**WHAT TO DO**
Determine how many lines in the data below contain "React" and write only that number.

**ENTRIES**
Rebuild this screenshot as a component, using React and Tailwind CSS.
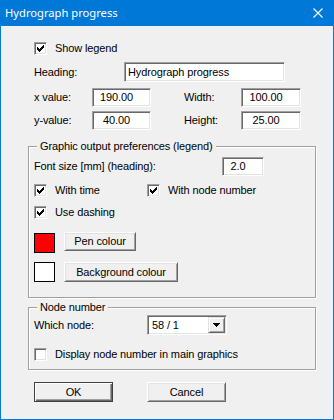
==
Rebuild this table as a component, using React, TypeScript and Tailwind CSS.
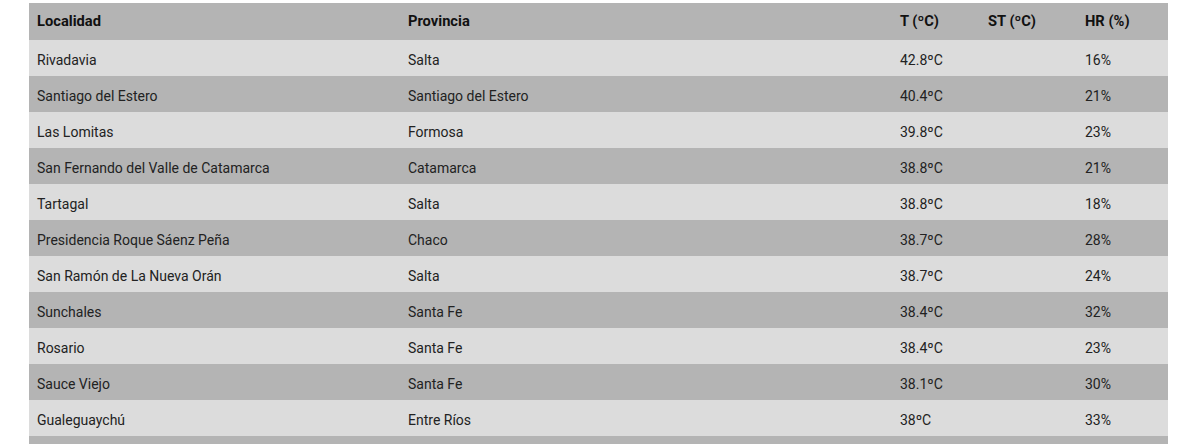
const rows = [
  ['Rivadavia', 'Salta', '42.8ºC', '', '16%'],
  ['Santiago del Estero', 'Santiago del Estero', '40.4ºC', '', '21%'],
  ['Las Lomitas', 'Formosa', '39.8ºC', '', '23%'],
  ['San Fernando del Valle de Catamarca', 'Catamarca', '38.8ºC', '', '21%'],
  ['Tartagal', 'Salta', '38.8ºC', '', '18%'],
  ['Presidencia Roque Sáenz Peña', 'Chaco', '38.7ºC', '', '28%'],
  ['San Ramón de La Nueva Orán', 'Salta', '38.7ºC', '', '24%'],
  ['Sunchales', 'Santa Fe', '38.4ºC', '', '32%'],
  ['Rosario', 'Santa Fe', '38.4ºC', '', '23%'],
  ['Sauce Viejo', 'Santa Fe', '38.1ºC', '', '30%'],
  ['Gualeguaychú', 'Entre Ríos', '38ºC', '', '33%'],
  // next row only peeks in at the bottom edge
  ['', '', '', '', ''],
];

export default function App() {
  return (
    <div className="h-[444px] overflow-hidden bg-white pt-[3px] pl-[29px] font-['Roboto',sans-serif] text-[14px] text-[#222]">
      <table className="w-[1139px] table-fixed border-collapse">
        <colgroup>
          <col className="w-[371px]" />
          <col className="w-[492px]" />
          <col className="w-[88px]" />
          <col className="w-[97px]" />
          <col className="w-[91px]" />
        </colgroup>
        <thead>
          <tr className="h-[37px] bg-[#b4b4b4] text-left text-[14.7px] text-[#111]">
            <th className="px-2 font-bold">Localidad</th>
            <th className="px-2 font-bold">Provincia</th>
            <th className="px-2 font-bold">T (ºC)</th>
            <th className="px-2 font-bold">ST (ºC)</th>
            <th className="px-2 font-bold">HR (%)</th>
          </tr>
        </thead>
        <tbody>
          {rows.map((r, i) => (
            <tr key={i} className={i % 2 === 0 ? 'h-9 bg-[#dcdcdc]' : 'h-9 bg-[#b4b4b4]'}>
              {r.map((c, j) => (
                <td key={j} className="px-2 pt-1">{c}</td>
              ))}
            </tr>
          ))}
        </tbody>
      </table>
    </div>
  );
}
* * *
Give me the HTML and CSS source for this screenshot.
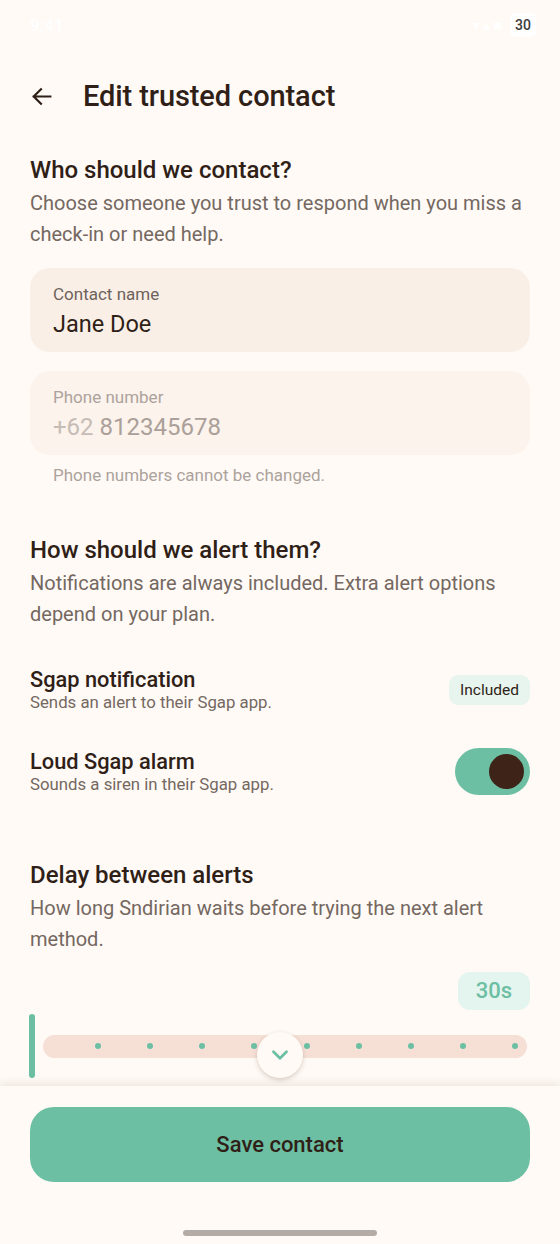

**TASK ANSWER**
2